All the data below goes into the copy word for word, but the pictures don't.

.....

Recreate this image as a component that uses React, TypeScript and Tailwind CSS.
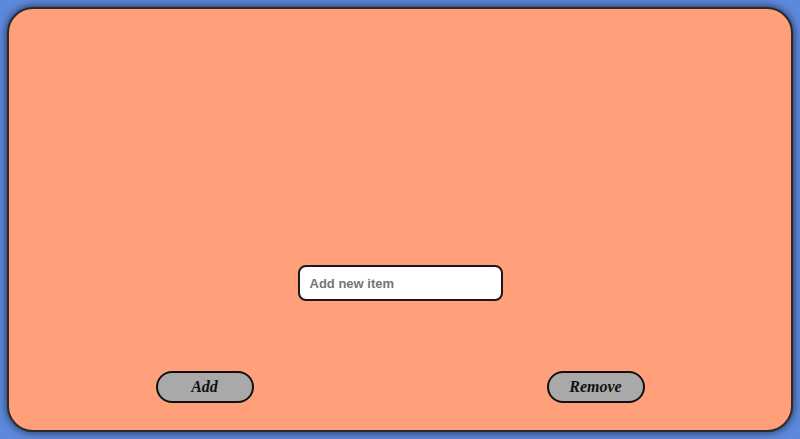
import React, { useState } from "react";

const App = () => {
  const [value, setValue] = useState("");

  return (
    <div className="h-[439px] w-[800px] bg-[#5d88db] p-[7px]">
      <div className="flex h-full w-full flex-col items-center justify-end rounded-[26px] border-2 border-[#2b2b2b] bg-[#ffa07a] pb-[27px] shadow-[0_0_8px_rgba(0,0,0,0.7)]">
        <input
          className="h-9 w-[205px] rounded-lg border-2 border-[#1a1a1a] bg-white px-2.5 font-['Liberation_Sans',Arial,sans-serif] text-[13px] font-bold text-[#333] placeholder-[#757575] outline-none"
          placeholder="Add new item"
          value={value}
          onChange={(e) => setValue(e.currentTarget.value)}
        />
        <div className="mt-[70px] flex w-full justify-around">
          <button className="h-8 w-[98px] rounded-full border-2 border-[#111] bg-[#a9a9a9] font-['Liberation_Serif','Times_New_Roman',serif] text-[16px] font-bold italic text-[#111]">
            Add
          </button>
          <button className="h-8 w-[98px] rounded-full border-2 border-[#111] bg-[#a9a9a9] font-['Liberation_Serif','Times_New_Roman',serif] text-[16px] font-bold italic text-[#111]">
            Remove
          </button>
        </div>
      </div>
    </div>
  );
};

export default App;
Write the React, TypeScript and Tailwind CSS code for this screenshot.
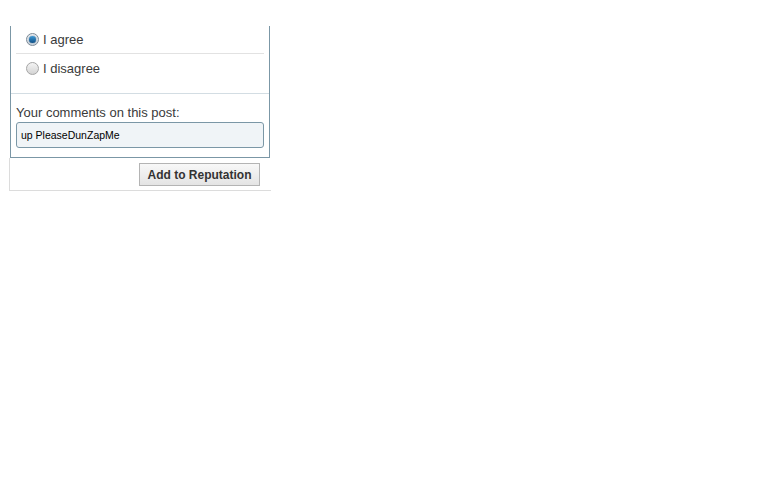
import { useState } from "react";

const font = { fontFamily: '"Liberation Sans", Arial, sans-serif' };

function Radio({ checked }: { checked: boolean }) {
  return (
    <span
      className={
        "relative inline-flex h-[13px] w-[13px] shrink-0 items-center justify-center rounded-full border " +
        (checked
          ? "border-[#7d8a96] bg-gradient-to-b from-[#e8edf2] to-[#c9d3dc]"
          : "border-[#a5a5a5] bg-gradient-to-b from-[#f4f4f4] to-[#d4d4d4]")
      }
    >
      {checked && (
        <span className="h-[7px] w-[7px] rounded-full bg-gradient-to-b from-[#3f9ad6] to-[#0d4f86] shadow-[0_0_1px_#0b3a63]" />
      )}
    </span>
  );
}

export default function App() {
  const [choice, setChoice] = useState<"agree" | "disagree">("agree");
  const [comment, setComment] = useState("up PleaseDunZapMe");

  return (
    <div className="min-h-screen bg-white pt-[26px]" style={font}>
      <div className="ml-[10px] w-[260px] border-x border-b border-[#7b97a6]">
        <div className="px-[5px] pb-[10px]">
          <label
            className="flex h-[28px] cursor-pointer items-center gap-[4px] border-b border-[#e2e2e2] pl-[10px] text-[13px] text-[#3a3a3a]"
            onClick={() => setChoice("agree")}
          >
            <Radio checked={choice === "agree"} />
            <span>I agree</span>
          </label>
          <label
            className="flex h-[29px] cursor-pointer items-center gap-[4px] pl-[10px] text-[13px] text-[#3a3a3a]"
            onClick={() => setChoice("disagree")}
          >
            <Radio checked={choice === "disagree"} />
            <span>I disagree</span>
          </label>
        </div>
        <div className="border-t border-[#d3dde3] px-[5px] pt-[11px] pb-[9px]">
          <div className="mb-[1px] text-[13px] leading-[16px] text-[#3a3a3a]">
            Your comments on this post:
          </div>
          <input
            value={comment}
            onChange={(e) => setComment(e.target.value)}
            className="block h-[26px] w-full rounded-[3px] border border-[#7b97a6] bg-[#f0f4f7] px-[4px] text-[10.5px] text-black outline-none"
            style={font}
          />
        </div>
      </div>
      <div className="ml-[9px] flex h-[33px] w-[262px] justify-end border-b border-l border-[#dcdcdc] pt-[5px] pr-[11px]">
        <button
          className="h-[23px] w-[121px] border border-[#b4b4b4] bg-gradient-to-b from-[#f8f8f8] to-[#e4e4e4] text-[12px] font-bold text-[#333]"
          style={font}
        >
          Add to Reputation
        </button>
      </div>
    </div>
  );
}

.....

▶ _Expected answer_:
Recreate this image as a component that uses React, TypeScript and Tailwind CSS.
import React, { useState } from "react";

const App = () => {
  const [value, setValue] = useState("");

  return (
    <div className="h-[439px] w-[800px] bg-[#5d88db] p-[7px]">
      <div className="flex h-full w-full flex-col items-center justify-end rounded-[26px] border-2 border-[#2b2b2b] bg-[#ffa07a] pb-[27px] shadow-[0_0_8px_rgba(0,0,0,0.7)]">
        <input
          className="h-9 w-[205px] rounded-lg border-2 border-[#1a1a1a] bg-white px-2.5 font-['Liberation_Sans',Arial,sans-serif] text-[13px] font-bold text-[#333] placeholder-[#757575] outline-none"
          placeholder="Add new item"
          value={value}
          onChange={(e) => setValue(e.currentTarget.value)}
        />
        <div className="mt-[70px] flex w-full justify-around">
          <button className="h-8 w-[98px] rounded-full border-2 border-[#111] bg-[#a9a9a9] font-['Liberation_Serif','Times_New_Roman',serif] text-[16px] font-bold italic text-[#111]">
            Add
          </button>
          <button className="h-8 w-[98px] rounded-full border-2 border-[#111] bg-[#a9a9a9] font-['Liberation_Serif','Times_New_Roman',serif] text-[16px] font-bold italic text-[#111]">
            Remove
          </button>
        </div>
      </div>
    </div>
  );
};

export default App;
Write the React, TypeScript and Tailwind CSS code for this screenshot.
import { useState } from "react";

const font = { fontFamily: '"Liberation Sans", Arial, sans-serif' };

function Radio({ checked }: { checked: boolean }) {
  return (
    <span
      className={
        "relative inline-flex h-[13px] w-[13px] shrink-0 items-center justify-center rounded-full border " +
        (checked
          ? "border-[#7d8a96] bg-gradient-to-b from-[#e8edf2] to-[#c9d3dc]"
          : "border-[#a5a5a5] bg-gradient-to-b from-[#f4f4f4] to-[#d4d4d4]")
      }
    >
      {checked && (
        <span className="h-[7px] w-[7px] rounded-full bg-gradient-to-b from-[#3f9ad6] to-[#0d4f86] shadow-[0_0_1px_#0b3a63]" />
      )}
    </span>
  );
}

export default function App() {
  const [choice, setChoice] = useState<"agree" | "disagree">("agree");
  const [comment, setComment] = useState("up PleaseDunZapMe");

  return (
    <div className="min-h-screen bg-white pt-[26px]" style={font}>
      <div className="ml-[10px] w-[260px] border-x border-b border-[#7b97a6]">
        <div className="px-[5px] pb-[10px]">
          <label
            className="flex h-[28px] cursor-pointer items-center gap-[4px] border-b border-[#e2e2e2] pl-[10px] text-[13px] text-[#3a3a3a]"
            onClick={() => setChoice("agree")}
          >
            <Radio checked={choice === "agree"} />
            <span>I agree</span>
          </label>
          <label
            className="flex h-[29px] cursor-pointer items-center gap-[4px] pl-[10px] text-[13px] text-[#3a3a3a]"
            onClick={() => setChoice("disagree")}
          >
            <Radio checked={choice === "disagree"} />
            <span>I disagree</span>
          </label>
        </div>
        <div className="border-t border-[#d3dde3] px-[5px] pt-[11px] pb-[9px]">
          <div className="mb-[1px] text-[13px] leading-[16px] text-[#3a3a3a]">
            Your comments on this post:
          </div>
          <input
            value={comment}
            onChange={(e) => setComment(e.target.value)}
            className="block h-[26px] w-full rounded-[3px] border border-[#7b97a6] bg-[#f0f4f7] px-[4px] text-[10.5px] text-black outline-none"
            style={font}
          />
        </div>
      </div>
      <div className="ml-[9px] flex h-[33px] w-[262px] justify-end border-b border-l border-[#dcdcdc] pt-[5px] pr-[11px]">
        <button
          className="h-[23px] w-[121px] border border-[#b4b4b4] bg-gradient-to-b from-[#f8f8f8] to-[#e4e4e4] text-[12px] font-bold text-[#333]"
          style={font}
        >
          Add to Reputation
        </button>
      </div>
    </div>
  );
}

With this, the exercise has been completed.